Friday, November 19, 2010

So still going to gym

And I love it. I've really gotten in to sweat equity. I start out on the ab coaster, which is a device you kneel on and place your arms in a upright position on a holder and grip the handlebars. Then you contract your stomach muscles and lift your knees up and then slowly dropped them back down. I always feel like I'm just swinging (and a lot of people using it ARE), and only do 3 to five reps. However about four hours later I start thinking about throwing up, so I am doing something.

Then I do 30 minutes on the rower with the dial on 20. I decided to go back down to 20 because it was bothering my neck and shoulders. I have also decided to stop waiting for the wheel to stop rotating and I just do it as fast as I can. This causes an increased caloric count, and no tugging on my neck. I start to sweat ten minutes in.

Then I do thirty minutes on the ellipsis machine. I don't use the arms right now. I prefer to read my book instead. I'm on level six. This does bother my knees a bit, but not enough for me to go back down to level 5.

I know I'm having an effect on my body. My bra is winkling again, even on the second row of hooks. My boobs don't touch anymore, in the bra or out! The new regular pants fit right out of the dryer. I can zip and button them up with out sucking in my gut. My new shirts are baggy! My towel now touches at the edges when it's wrapped around me. When I started it had a 3 to 4 inch gap. I'm cycling lower and lower on the scale. Last week I hit 203.2!

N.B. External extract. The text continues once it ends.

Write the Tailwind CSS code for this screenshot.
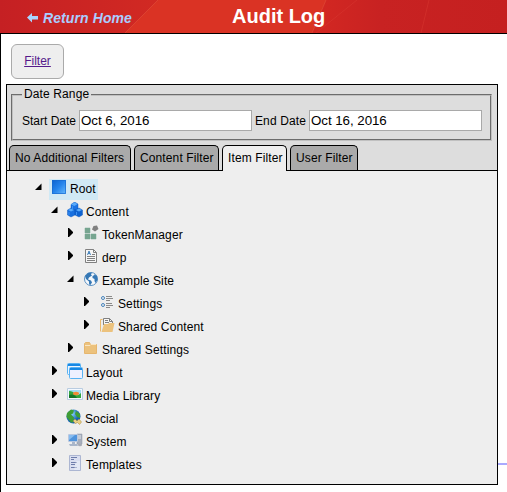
<!DOCTYPE html>
<html lang="en">
<head>
<meta charset="utf-8">
<title>Audit Log</title>
<script src="https://cdn.jsdelivr.net/npm/@tailwindcss/browser@4"></script>
</head>
<body class="bg-white">
<svg class="hidden">
  <defs>
    <symbol id="open" viewBox="0 0 16 23"><path d="M6.500 6.500v6.500H0z" fill="#000"/></symbol>
    <symbol id="closed" viewBox="0 0 16 23"><path d="M1 5h1l4 4v1l-4 4H1z" fill="#000"/></symbol>
  </defs>
</svg>
<div class="flex h-[492px] w-[507px] flex-col overflow-hidden font-['Liberation_Sans',Arial,sans-serif] text-[12px] text-black">
  <header class="relative flex h-[34px] shrink-0 border-b border-black">
    <svg class="absolute inset-0" width="507" height="33" viewBox="0 0 507 33" preserveAspectRatio="none">
      <defs>
        <linearGradient id="h1"><stop offset="0" stop-color="#c52023"/><stop offset=".3" stop-color="#d12923"/></linearGradient>
        <linearGradient id="h2"><stop offset="0" stop-color="#d42822"/><stop offset=".35" stop-color="#c82222"/><stop offset="1" stop-color="#c52020"/></linearGradient>
      </defs>
      <path fill="url(#h1)" d="M0 0h507v33H0z"/>
      <path fill="#da3324" d="M158 0h168l-14 33H125z"/>
      <path fill="url(#h2)" d="M326 0h181v33H312z"/>
      <path d="M158 0l-33 33M326 0l-14 33" stroke="#e2503a" stroke-opacity=".6" fill="none"/>
      <path d="M357 0l-41 33M429 0l-8 33" stroke="#d93a32" stroke-opacity=".5" fill="none"/>
    </svg>
    <a class="relative flex h-9 items-center pl-[27px] text-[14px] font-bold italic tracking-[0.1px] text-[#aaccff]">
      <svg class="mr-[5px]" width="11" height="10" viewBox="0 0 11 10"><path d="M0 4.500L5 0v3h6v3.500H5V9.500z" fill="#aad4ff"/></svg>
      <span>Return Home</span>
    </a>
    <h1 class="absolute left-[232px] top-[4px] text-[20px] font-bold leading-6 text-white">Audit Log</h1>
  </header>

  <main class="relative flex-1 border-l border-black pl-[5px] pt-[10px]">
    <div class="ml-[5px] flex h-[35px] w-[53px] items-center justify-center rounded-[6px] border border-[#aaa] bg-[#eee] pb-[2px]">
      <a class="text-[12px] text-[#551a8b] underline">Filter</a>
    </div>

    <section class="mt-[5px] flex h-[401px] w-[492px] flex-col border border-black bg-[#eee] tracking-[0.12px]">
      <div class="h-[86px] shrink-0 border-b border-black bg-[#ddd] pl-1 pr-[5px] pt-[2px]">
        <fieldset class="h-[54px] border-2 border-[#c0c0c0] [border-style:groove] pl-[9px]">
          <legend class="h-[15px] px-[2px] leading-[15px]">Date Range</legend>
          <div class="mt-[8px] flex items-center">
            <label class="w-[57px] whitespace-nowrap tracking-normal">Start Date</label>
            <input class="h-[21px] w-[173px] border border-[#a9a9a9] bg-white px-px text-[13.33px] tracking-[-0.05px]" value="Oct 6, 2016">
            <label class="ml-[3px] w-[54px] whitespace-nowrap">End Date</label>
            <input class="h-[21px] w-[173px] border border-[#a9a9a9] bg-white px-px text-[13.33px] tracking-[-0.05px]" value="Oct 16, 2016">
          </div>
        </fieldset>
        <nav class="-ml-[2px] mt-[4px] flex gap-[3px] whitespace-nowrap leading-[25px]">
          <a class="h-[25px] w-[122px] rounded-t-[5px] border border-b-0 border-black bg-[#aaa] pl-[5px]">No Additional Filters</a>
          <a class="h-[25px] w-[85px] rounded-t-[5px] border border-b-0 border-black bg-[#aaa] pl-[5px]">Content Filter</a>
          <a class="h-[26px] w-[65px] rounded-t-[5px] border border-b-0 border-black bg-[#eee] pl-[5px]">Item Filter</a>
          <a class="h-[25px] w-[68px] rounded-t-[5px] border border-b-0 border-black bg-[#aaa] pl-[5px]">User Filter</a>
        </nav>
      </div>

      <ul class="whitespace-nowrap pl-7 pt-[6px] leading-[25px]">
        <li class="flex h-[23px]">
          <svg class="h-[23px] w-[14px]" viewBox="0 0 14 23"><use href="#open" width="16" height="23"/></svg>
          <span class="mt-[2px] flex h-[21px] w-[49px] bg-[#d0e9f5] pl-[2px]">
            <svg class="mr-[3px] shrink-0" width="16" height="18" viewBox="0 0 16 18"><defs><linearGradient id="r" x1="0" y1="0" x2="1" y2="1"><stop stop-color="#0a62cf"/><stop offset=".5" stop-color="#2585ec"/><stop offset="1" stop-color="#66bbff"/></linearGradient></defs><path d="M1 1h14v14H1z" fill="url(#r)"/><path d="M1.500 1.500h13v13h-13z" fill="none" stroke="#176bd0" stroke-opacity=".7"/></svg>
            <span class="leading-[21px]">Root</span>
          </span>
        </li>
        <li class="flex h-[23px] pl-4">
          <svg class="h-[23px] w-4"><use href="#open" width="16" height="23"/></svg>
          <svg class="mr-[3px] mt-[2px]" width="16" height="16" viewBox="0 0 16 16"><g stroke="#0650b8" stroke-width=".4"><path d="M4 2.500L7.500 0 11 2v5L8 8.500 4 7z" fill="#1c73e4"/><path d="M.5 8L4 6l4 2v5l-4 2-3.500-2z" fill="#176fdf"/><path d="M8 8l4-2 3.500 2v5L12 15l-4-2z" fill="#0d62d1"/></g><path d="M4 2.500L7.500.5l3 1.500-3 2zM1 8l3-1.500L7 8l-3 1.500zM9 8l3-1.500L15 8l-3 1.500z" fill="#5aabfb"/><path d="M2 10v3M5.500 4v3M9.500 10v3" stroke="#3d93f5"/></svg>
          <span>Content</span>
        </li>
        <li class="flex h-[23px] pl-8">
          <svg class="h-[23px] w-4"><use href="#closed" width="16" height="23"/></svg>
          <svg class="mr-[3px] mt-[2px]" width="16" height="16" viewBox="0 0 16 16"><path d="M2 3h5v5H2zM2 9h5v5H2zM8 9h5v5H8z" fill="#77a590" stroke="#77a590" stroke-width=".5"/><path d="M10.500 1l3.500-.5L15.500 4l-3.500 2.500L9 4.500z" fill="#808080"/></svg>
          <span>TokenManager</span>
        </li>
        <li class="flex h-[23px] pl-8">
          <svg class="h-[23px] w-4"><use href="#closed" width="16" height="23"/></svg>
          <svg class="mr-[3px] mt-[2px]" width="16" height="16" viewBox="-1 0 16 16"><path d="M1.500 1.500h8l3 3v10h-11z" fill="#f6f6f6" stroke="#808080"/><path d="M9.500 1.500v3h3M8 6.500h3M3 8.500h8M3 10.500h8M3 12.500h8" fill="none" stroke="#808080"/><path d="M3.500 7L5 3l1.500 4M4 5.500h2" fill="none" stroke="#4684bd"/></svg>
          <span>derp</span>
        </li>
        <li class="flex h-[23px] pl-8">
          <svg class="h-[23px] w-4"><use href="#open" width="16" height="23"/></svg>
          <svg class="mr-[3px] mt-[2px]" width="16" height="16" viewBox="0 0 16 16"><circle cx="8" cy="8" r="6.500" fill="#f5f8fb" stroke="#5b91c4"/><path d="M2 5l3-3 4-.5-1 2 1 1-3 2-1 2 3 1 1 2-2 3-1-2v-2L3 8zM11 3l3 2 .5 4-2 3-1-2V8l-2-1 0-2 2-1z" fill="#3678b5"/></svg>
          <span>Example Site</span>
        </li>
        <li class="flex h-[23px] pl-12">
          <svg class="h-[23px] w-4"><use href="#closed" width="16" height="23"/></svg>
          <svg class="mr-[3px] mt-[2px]" width="16" height="16" viewBox="-1 -1 16 16"><g fill="none" stroke="#4684bd"><circle cx="3" cy="3" r="1.500"/><circle cx="3" cy="10" r="1.500"/></g><path d="M6 1.500h6M6 3.500h7M6 5.500h4M6 8.500h6M6 10.500h7M6 12.500h4" stroke="#8a8a8a"/></svg>
          <span>Settings</span>
        </li>
        <li class="flex h-[23px] pl-12">
          <svg class="h-[23px] w-4"><use href="#closed" width="16" height="23"/></svg>
          <svg class="mr-[3px] mt-[2px]" width="16" height="16" viewBox="-1 0 16 16"><path d="M2.500 2.500h-2v12" fill="none" stroke="#e9b96e"/><path d="M3.500 8V1.500h6l3 3V8" fill="#f6f6f6" stroke="#808080"/><path d="M9.500 1.500v3h3M5 3.500h3M5 5.500h4" fill="none" stroke="#808080"/><path d="M4 7h4l1-1h5.500l-2 9H1.500z" fill="#ecc27d"/></svg>
          <span>Shared Content</span>
        </li>
        <li class="flex h-[23px] pl-8">
          <svg class="h-[23px] w-4"><use href="#closed" width="16" height="23"/></svg>
          <svg class="mr-[3px] mt-[2px]" width="16" height="16" viewBox="-1 -1 16 16"><path d="M.5 12.500v-10l1-1h4l1 2h6v9z" fill="#ecc27d" stroke="#e6b66e"/><path d="M1 4.500h5l1-1h5" fill="none" stroke="#f9e6c5"/></svg>
          <span>Shared Settings</span>
        </li>
        <li class="flex h-[23px] pl-4">
          <svg class="h-[23px] w-4"><use href="#closed" width="16" height="23"/></svg>
          <svg class="mr-[3px] mt-[2px]" width="16" height="16" viewBox="0 0 16 16"><rect x=".5" y=".5" width="13" height="11" rx="1" fill="#eef5ff" stroke="#58b2f3"/><path d="M1 1h12v2H1z" fill="#1888e4"/><rect x="2.500" y="4.500" width="13" height="11" rx="1" fill="#edf0ff" stroke="#58b2f3"/><path d="M3 5h12v2H3z" fill="#1888e4"/></svg>
          <span>Layout</span>
        </li>
        <li class="flex h-[23px] pl-4">
          <svg class="h-[23px] w-4"><use href="#closed" width="16" height="23"/></svg>
          <svg class="mr-[3px] mt-[2px]" width="16" height="16" viewBox="0 0 16 16"><path d="M.5 2.500h15v11H.5z" fill="#f4f9ff" stroke="#b9cce0"/><path d="M2 4h12v5H2z" fill="#a2dcf5"/><path d="M2 5q4 0 6 3t6-1v5H2z" fill="#35a53d"/><path d="M2 9q5-2 8 3H2z" fill="#147528"/><ellipse cx="9" cy="7.500" rx="3" ry="1.700" fill="#f28a35"/></svg>
          <span>Media Library</span>
        </li>
        <li class="flex h-[23px] pl-[31px]">
          <svg class="mr-[3px] mt-[2px]" width="16" height="16" viewBox="0 0 16 16"><defs><radialGradient id="s" cx=".4" cy=".3"><stop stop-color="#8bd4ff"/><stop offset="1" stop-color="#1764ae"/></radialGradient></defs><circle cx="7.500" cy="7.500" r="7" fill="url(#s)"/><path d="M1 4l4-3.500 3 1-1 3-2 1 3 3-1 5H5L3 11 .5 8zM10 2l4 3v4l-3-1-2-3z" fill="#3f9d35"/><path d="M7 12l2-2 2 2 2-2 2.500 3-2 2.500-2-2-2 1z" fill="#ead083" stroke="#a68638" stroke-width=".5"/></svg>
          <span>Social</span>
        </li>
        <li class="flex h-[23px] pl-4">
          <svg class="h-[23px] w-4"><use href="#closed" width="16" height="23"/></svg>
          <svg class="mr-[3px] mt-[2px]" width="16" height="16" viewBox="0 0 16 16"><path d="M10 2h5v10l-2 1-3-1z" fill="#a7afbd" stroke="#8c95a7" stroke-width=".5"/><path d="M11 4h3M11 6h3" stroke="#e4e8ef"/><rect x="1" y="2" width="10" height="8" rx="1" fill="#b8c7df"/><path d="M2 3h8v6H2z" fill="#4f94dc"/><path d="M2 3h6L2 8z" fill="#86bcf0"/><path d="M5 10h3v2H5zM2 12h8l1 2H3z" fill="#a9b6ca"/><ellipse cx="13" cy="13" rx="2" ry="1.300" fill="#a5a9b4"/></svg>
          <span>System</span>
        </li>
        <li class="flex h-[23px] pl-4">
          <svg class="h-[23px] w-4"><use href="#closed" width="16" height="23"/></svg>
          <svg class="mr-[3px] mt-[2px]" width="16" height="16" viewBox="0 0 16 16"><path d="M2.500.5h11v15h-11z" fill="#d9def0" stroke="#acb6d2"/><path d="M4 2.500h6M4 4.500h3M4 7.500h6M4 9.500h4M4 12.500h6" stroke="#6e7dab"/><path d="M9 6h4v9H7z" fill="#eef1fa" opacity=".5"/></svg>
          <span>Templates</span>
        </li>
      </ul>
    </section>
    <div class="absolute right-0 top-[429px] h-[2px] w-[9px] bg-[#aaaaff]"></div>
  </main>
</div>
</body>
</html>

So this week went I went and exercised for 30 minutes (had to go to work and had left the house late), I understood the look I got from a woman in the locker room. She was a very large lady and I had seen her exercising. I changed into my towel to shower and placed my gym bag back in the locker. As I walked up to the locker to do this, I heard her say, "I don't weight my self to often because of the water loss." As I walked by her she glared at me for being skinnier then her. I pretended to take no notice. I have never been mad at someone for being smaller then me. It's stupid and a waste of time. But it's really weird for me to be the target of her anger. I still need to lose around 60 more pounds. I'm FAT! I have an apron for God's sake! It's so sad, because what she's really anger at is herself.